• _SUPPLIED INFORMATION_
┌──

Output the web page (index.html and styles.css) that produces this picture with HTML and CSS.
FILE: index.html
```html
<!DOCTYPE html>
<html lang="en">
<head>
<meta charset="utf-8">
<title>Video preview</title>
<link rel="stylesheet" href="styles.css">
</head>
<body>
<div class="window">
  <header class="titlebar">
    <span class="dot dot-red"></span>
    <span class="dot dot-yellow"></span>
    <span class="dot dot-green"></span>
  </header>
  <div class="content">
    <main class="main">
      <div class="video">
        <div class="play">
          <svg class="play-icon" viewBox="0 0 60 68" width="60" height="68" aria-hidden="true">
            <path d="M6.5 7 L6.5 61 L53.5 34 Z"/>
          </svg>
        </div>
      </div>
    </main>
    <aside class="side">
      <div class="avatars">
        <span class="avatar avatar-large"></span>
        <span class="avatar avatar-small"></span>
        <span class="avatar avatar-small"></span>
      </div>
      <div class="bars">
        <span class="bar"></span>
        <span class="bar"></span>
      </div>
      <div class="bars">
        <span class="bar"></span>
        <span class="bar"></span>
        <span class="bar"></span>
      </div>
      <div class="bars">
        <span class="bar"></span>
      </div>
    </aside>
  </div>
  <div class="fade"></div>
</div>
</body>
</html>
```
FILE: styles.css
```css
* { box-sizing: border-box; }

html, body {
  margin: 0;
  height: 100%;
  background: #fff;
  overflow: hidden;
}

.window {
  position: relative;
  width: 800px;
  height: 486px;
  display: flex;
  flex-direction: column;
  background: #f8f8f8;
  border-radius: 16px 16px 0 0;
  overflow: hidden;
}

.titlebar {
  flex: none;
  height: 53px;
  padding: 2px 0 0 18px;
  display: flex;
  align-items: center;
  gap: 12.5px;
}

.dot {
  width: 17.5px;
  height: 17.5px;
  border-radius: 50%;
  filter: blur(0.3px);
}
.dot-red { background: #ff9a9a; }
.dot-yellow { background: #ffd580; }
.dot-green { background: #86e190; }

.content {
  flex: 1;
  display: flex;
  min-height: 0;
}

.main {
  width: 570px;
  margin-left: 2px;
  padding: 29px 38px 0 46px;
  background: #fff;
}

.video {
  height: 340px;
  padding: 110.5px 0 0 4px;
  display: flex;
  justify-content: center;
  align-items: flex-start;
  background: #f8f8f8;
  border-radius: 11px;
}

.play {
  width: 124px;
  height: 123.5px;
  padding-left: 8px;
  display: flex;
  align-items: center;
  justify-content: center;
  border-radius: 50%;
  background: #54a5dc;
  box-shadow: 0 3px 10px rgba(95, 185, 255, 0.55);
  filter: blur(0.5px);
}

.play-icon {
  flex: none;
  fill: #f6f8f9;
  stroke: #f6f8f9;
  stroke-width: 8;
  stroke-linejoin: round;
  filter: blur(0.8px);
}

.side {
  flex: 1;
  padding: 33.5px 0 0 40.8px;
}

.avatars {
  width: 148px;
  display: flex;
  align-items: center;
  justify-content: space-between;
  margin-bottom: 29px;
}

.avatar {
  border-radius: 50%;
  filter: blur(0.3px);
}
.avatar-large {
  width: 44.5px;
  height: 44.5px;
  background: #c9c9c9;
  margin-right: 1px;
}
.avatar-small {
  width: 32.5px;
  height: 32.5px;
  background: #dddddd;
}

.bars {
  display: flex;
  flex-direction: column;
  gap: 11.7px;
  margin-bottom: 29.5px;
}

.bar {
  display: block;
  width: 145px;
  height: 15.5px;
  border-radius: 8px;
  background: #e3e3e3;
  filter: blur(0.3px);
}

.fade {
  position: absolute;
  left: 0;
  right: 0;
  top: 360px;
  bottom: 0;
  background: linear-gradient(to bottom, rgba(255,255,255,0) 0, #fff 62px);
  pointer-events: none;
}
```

└──

• _WHAT YOU HAVE TO DO_
List each line in the listing that contains the string "index".

• _TASK RESULT_
Output the web page (index.html and styles.css) that produces this picture with HTML and CSS.
FILE: index.html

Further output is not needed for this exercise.